Романтизм в русской культуре начала XIX века — явление сложное, ему посвящено множество исследований, и в нашем популярном очерке нет возможности останавливаться на этом подробно. Напомним лишь о некоторых его особенностях, существенных для портрета. Разочарование и надежда, даже, скорее, мечта — вот два эмоциональных полюса, определяющие романтические настроения. Углублялось разочарование в действенности просветительских идеалов, в возможности справедливого переустройства общества на государственной службе, в благотворности французской революции из-за ее пугающей жестокости и итога — деспотизма и агрессии Наполеона. Отсюда рост индивидуалистических тенденций, концентрация нравственных усилий на личной свободе, независимости чувства и ума от не оправдавшей надежд официальной идеологии. Отсюда увлечение философией, в искусстве — торжество субъективного начала и, следовательно, „живого пламенного воображения“ (О. Сомов).
„Нам надобны и страсти, и мечты, в них бытия условие и пища...“ (Е. А. Баратынский). Любопытно сравнить приводившееся выше высказывание Радищева об „услаждении“ разума в искусстве с положением из „Мыслей о живописи“ друга Кипренского, просвещенного помещика А. Р. Томилова: „Искусство управляется чувством, а рассудком лишь поверяется“. Романтическому портрету сосредоточение внимания на чувстве принесло особую одухотворенность образов, расширение духовного пространства произведений.
Другое эмоциональное начало романтизма — надежда, устремленность в будущее, начало активное, где интимность чувств сливалась с патриотическими устремлениями,— стало важной отличительной чертой русского варианта романтического портрета. Нередко в портретах ощущается желание как будто бы ответить на призыв К. Н. Батюшкова: „...узнавай человека и страсти его, но исполнись любви и благоволения ко всему человеческому“. Этому способствовала та смена гражданственных идеалов, которая происходила в русском обществе первой четверти XIX века. Сначала — надежды, связанные с „прекрасным началом“, с проектами реформ только что воцарившегося Александра I. „Его вступление на престол возбудило в русском, преимущественно в дворянском, обществе самый шумный восторг; предшествующее царствование для этого общества было строгим великим постом“ (В. О. Ключевский). Правда, дальнейшая, реальная, а не прожектерская, политика царского правительства, как известно, принесла лишь еще более горькие разочарования, но до этого общество было охвачено воодушевляющим патриотическим подъемом освободительной Отечественной войны. „Напряженная борьба насмерть с Наполеоном пробудила дремавшие силы России и заставила ее увидеть в себе силы и средства, которых она дотоле в себе не подозревала“ (В. Г. Белинский). И наконец, после войны, история русского общества освещена горячим светом благородной деятельности декабристов, отблеск которого нередко ложится на лица портретируемых.

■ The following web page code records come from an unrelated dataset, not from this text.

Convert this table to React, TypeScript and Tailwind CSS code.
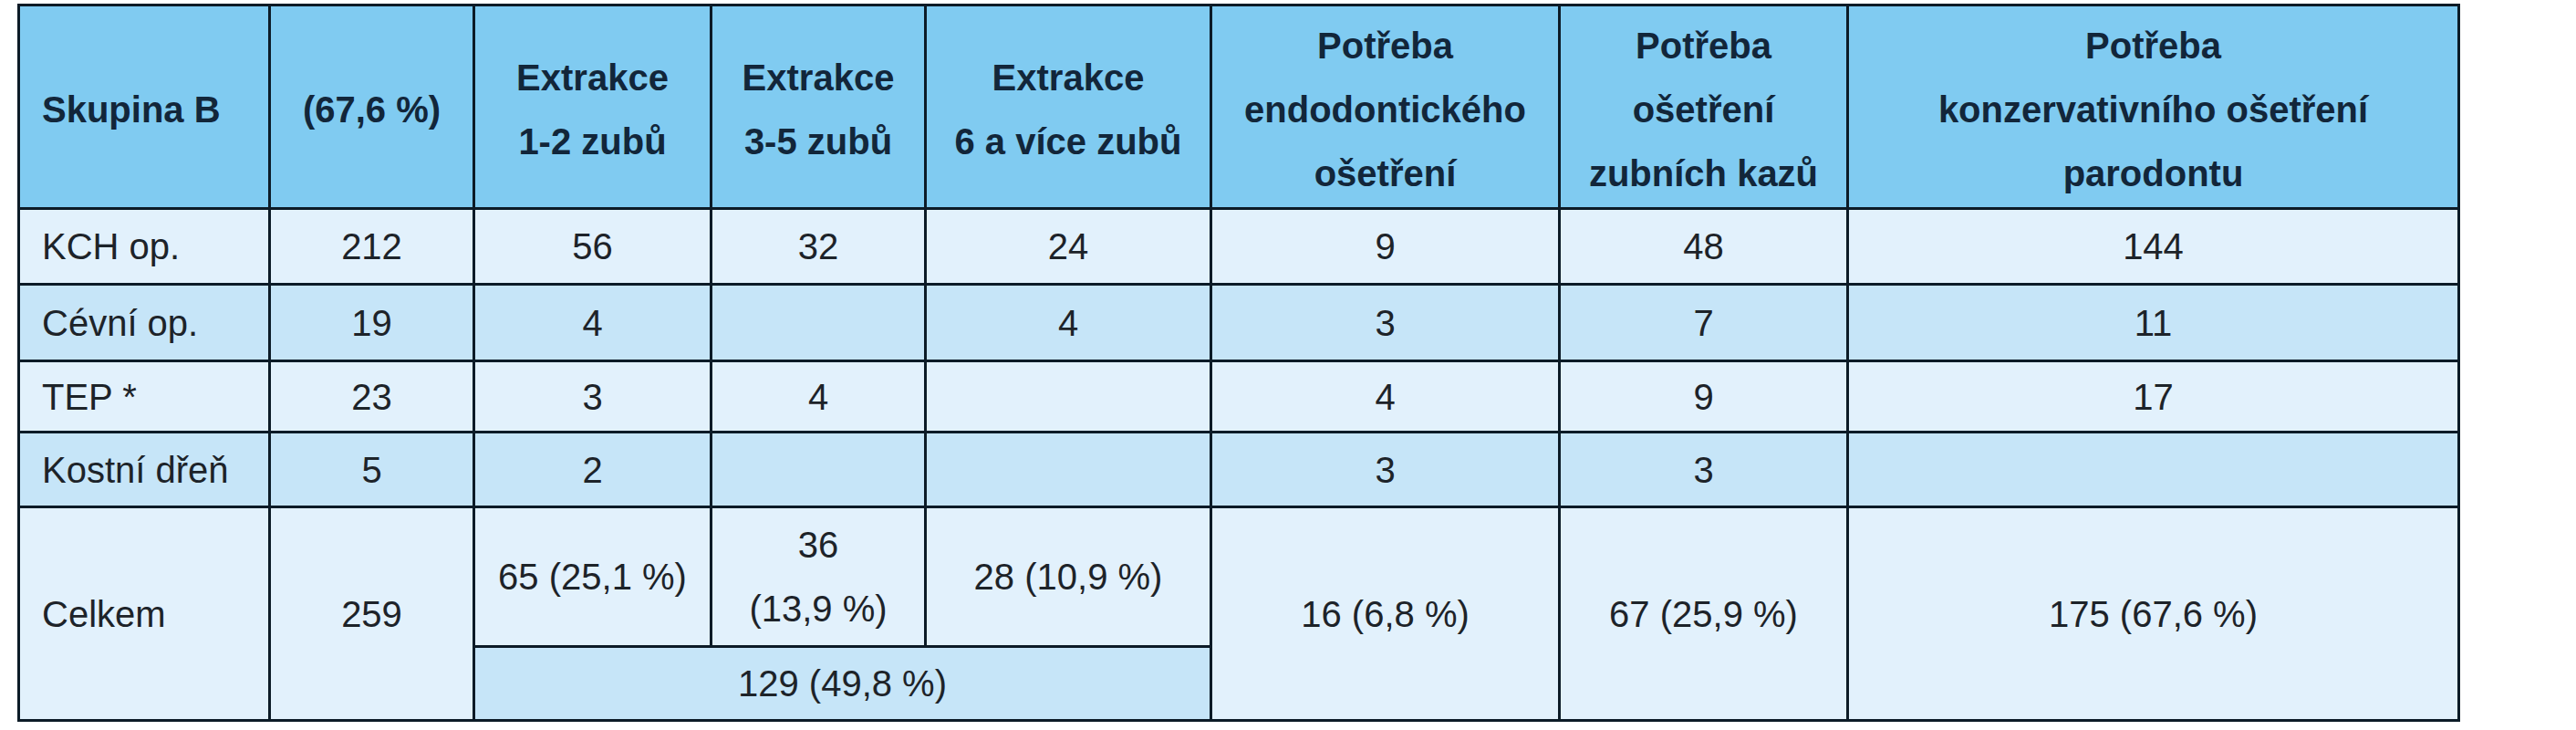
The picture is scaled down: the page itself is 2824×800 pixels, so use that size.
import React from "react";

const B = "border-[3px] border-[#0c1b27]";
const HEAD = `${B} bg-[#80cbf1] text-center align-middle font-bold text-[#12263a] pt-[6px]`;
const LIGHT = "bg-[#e2f1fc]";
const DARK = "bg-[#c6e5f8]";
const CELL = `${B} text-center align-middle`;
const FIRST = `${B} text-left align-middle pl-[24px]`;

type Row = { label: string; cells: string[]; dark: boolean };

const rows: Row[] = [
  { label: "KCH op.", cells: ["212", "56", "32", "24", "9", "48", "144"], dark: false },
  { label: "Cévní op.", cells: ["19", "4", "", "4", "3", "7", "11"], dark: true },
  { label: "TEP *", cells: ["23", "3", "4", "", "4", "9", "17"], dark: false },
  { label: "Kostní dřeň", cells: ["5", "2", "", "", "3", "3", ""], dark: true },
];

const heights = ["h-[83px]", "h-[84px]", "h-[78px]", "h-[82px]"];

export default function App() {
  return (
    <div className="bg-white w-[2824px] h-[800px] pt-[4px] pl-[19px]">
      <table
        className="table-fixed border-collapse w-[2678px] text-[40px] leading-[70px] text-[#1d2329]"
        style={{ fontFamily: '"Liberation Sans", Arial, sans-serif' }}
      >
        <colgroup>
          <col className="w-[275px]" />
          <col className="w-[224px]" />
          <col className="w-[260px]" />
          <col className="w-[235px]" />
          <col className="w-[313px]" />
          <col className="w-[382px]" />
          <col className="w-[316px]" />
          <col className="w-[670px]" />
        </colgroup>
        <thead>
          <tr className="h-[223px]">
            <th className={`${HEAD} text-left pl-[24px]`}>Skupina B</th>
            <th className={HEAD}>(67,6 %)</th>
            <th className={HEAD}>
              Extrakce
              <br />
              1-2 zubů
            </th>
            <th className={HEAD}>
              Extrakce
              <br />
              3-5 zubů
            </th>
            <th className={HEAD}>
              Extrakce
              <br />6 a více zubů
            </th>
            <th className={HEAD}>
              Potřeba
              <br />
              endodontického
              <br />
              ošetření
            </th>
            <th className={HEAD}>
              Potřeba
              <br />
              ošetření
              <br />
              zubních kazů
            </th>
            <th className={HEAD}>
              Potřeba
              <br />
              konzervativního ošetření
              <br />
              parodontu
            </th>
          </tr>
        </thead>
        <tbody>
          {rows.map((r, i) => (
            <tr key={r.label} className={`${heights[i]} ${r.dark ? DARK : LIGHT}`}>
              <td className={FIRST}>{r.label}</td>
              {r.cells.map((c, j) => (
                <td key={j} className={CELL}>
                  {c}
                </td>
              ))}
            </tr>
          ))}
          <tr className={`h-[153px] ${LIGHT}`}>
            <td rowSpan={2} className={FIRST}>
              Celkem
            </td>
            <td rowSpan={2} className={CELL}>
              259
            </td>
            <td className={CELL}>65 (25,1 %)</td>
            <td className={CELL}>
              36
              <br />
              (13,9 %)
            </td>
            <td className={CELL}>28 (10,9 %)</td>
            <td rowSpan={2} className={CELL}>
              16 (6,8 %)
            </td>
            <td rowSpan={2} className={CELL}>
              67 (25,9 %)
            </td>
            <td rowSpan={2} className={CELL}>
              175 (67,6 %)
            </td>
          </tr>
          <tr className="h-[81px]">
            <td colSpan={3} className={`${CELL} ${DARK}`}>
              129 (49,8 %)
            </td>
          </tr>
        </tbody>
      </table>
    </div>
  );
}
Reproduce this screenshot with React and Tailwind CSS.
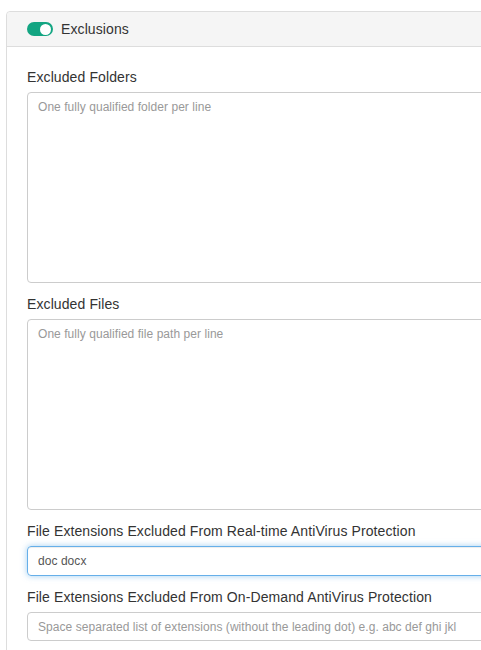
import React from "react";

const font = { fontFamily: '"Liberation Sans", Arial, sans-serif' };

function Toggle() {
    return (
        <span className="relative inline-block w-[26px] h-[14px] rounded-full bg-[#13a582]">
            <span className="absolute right-[2px] top-[1.5px] w-[11px] h-[11px] rounded-full bg-white" />
        </span>
    );
}

function Field({ label, children, last }) {
    return (
        <div className={last ? "" : "mb-[11px]"}>
            <label className="block text-[14px] leading-[20px] tracking-[0.1px] text-[#333] mb-[5px]">{label}</label>
            {children}
        </div>
    );
}

export default function App() {
    return (
        <div className="w-[481px] h-[650px] overflow-hidden bg-white text-[#333]" style={font}>
            <div className="pt-[11px] pl-[6px]">
                <div className="w-[540px] border border-[#ddd] rounded-tl-[4px]">
                    {/* HEADER */}
                    <div className="flex items-center gap-[8px] h-[35px] px-[20px] bg-[#f5f5f5] border-b border-[#ddd] rounded-tl-[4px]">
                        <Toggle />
                        <span className="text-[14px] leading-[20px] tracking-[0.1px] text-[#333]">Exclusions</span>
                    </div>

                    {/* BODY */}
                    <div className="pt-[20px] px-[20px] pb-[20px]">
                        <Field label="Excluded Folders">
                            <textarea
                                className="block w-full h-[191px] resize-none rounded-[4px] border border-[#ccc] px-[10px] py-[6px] text-[12px] leading-[17px] tracking-[0.05px] outline-none placeholder:text-[#999]"
                                placeholder="One fully qualified folder per line"
                            />
                        </Field>
                        <Field label="Excluded Files">
                            <textarea
                                className="block w-full h-[191px] resize-none rounded-[4px] border border-[#ccc] px-[10px] py-[6px] text-[12px] leading-[17px] tracking-[0.05px] outline-none placeholder:text-[#999]"
                                placeholder="One fully qualified file path per line"
                            />
                        </Field>
                        <Field label="File Extensions Excluded From Real-time AntiVirus Protection">
                            <input
                                className="block w-full h-[30px] rounded-[4px] border border-[#66afe9] px-[10px] text-[12px] tracking-[0.05px] text-[#555] outline-none shadow-[inset_0_1px_1px_rgba(0,0,0,0.075),0_0_6px_rgba(102,175,233,0.6)]"
                                defaultValue="doc docx"
                            />
                        </Field>
                        <Field label="File Extensions Excluded From On-Demand AntiVirus Protection" last>
                            <input
                                className="block w-full h-[29px] rounded-[4px] border border-[#ccc] px-[10px] text-[12px] tracking-[0.05px] outline-none placeholder:text-[#999]"
                                placeholder="Space separated list of extensions (without the leading dot) e.g. abc def ghi jkl"
                            />
                        </Field>
                    </div>
                </div>
            </div>
        </div>
    );
}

Меняется отношение к искусству и самих художников, и писателей, и публики. Живописи удается выходить за рамки заказов и становиться способом высказывания ее творца. От живописца, работа которого оценивается как вдохновенный творческий акт, ждут, „чтобы вся жизнь, все тайные помышления, все пристрастия клонились к одному предмету, и сей предмет должен быть — Искусство“ (К. Н. Батюшков). Крепнут связи живописи с литературой, художник как равный принимается в кругу поэтов — вспомним взаимоотношения А. А. Дельвига, А. С. Пушкина и О. А. Кипренского. Рост самосознания художников несомненен. Отныне они все чаще полагают и себя, как творческую личность, достойным запечатления на полотне. В XVIII веке автопортреты — явление редкое, более исключение, нежели правило, ибо русские живописцы тогда ощущали себя принадлежащими, скорее, „к ремесленному цеху, а не к артистической среде“. Теперь же у передовых мастеров часто „высокое представление о личности преломляется сквозь индивидуальный мир, духовный опыт художника, и этот опыт предстает в автопортретном образе“[53]. В XIX веке трудно найти живописца, который бы не хотел вглядеться в самого себя и с помощью автопортрета, не ограничивая себя условиями заказа, высказаться о человеке, о позиции и призвании художника в обществе, а иногда и приоткрыть перед внешним миром мир внутренний, духовный. Романтизм, с его подчеркнуто личной интонацией, был особенно предрасположен к автопортретам, которые в это время нередко окрашивались в романтические тона — достаточно напомнить, какое место они занимали в творчестве А. Г. Варнека и А. О. Орловского. Даже такой исторический живописец самого строгого классицистического толка, как В. К. Шебуев, в молодости с увлечением пишет „Автопортрет“ подчеркнуто романтического строя, оставшийся лучшим по свежести и искренности его произведением.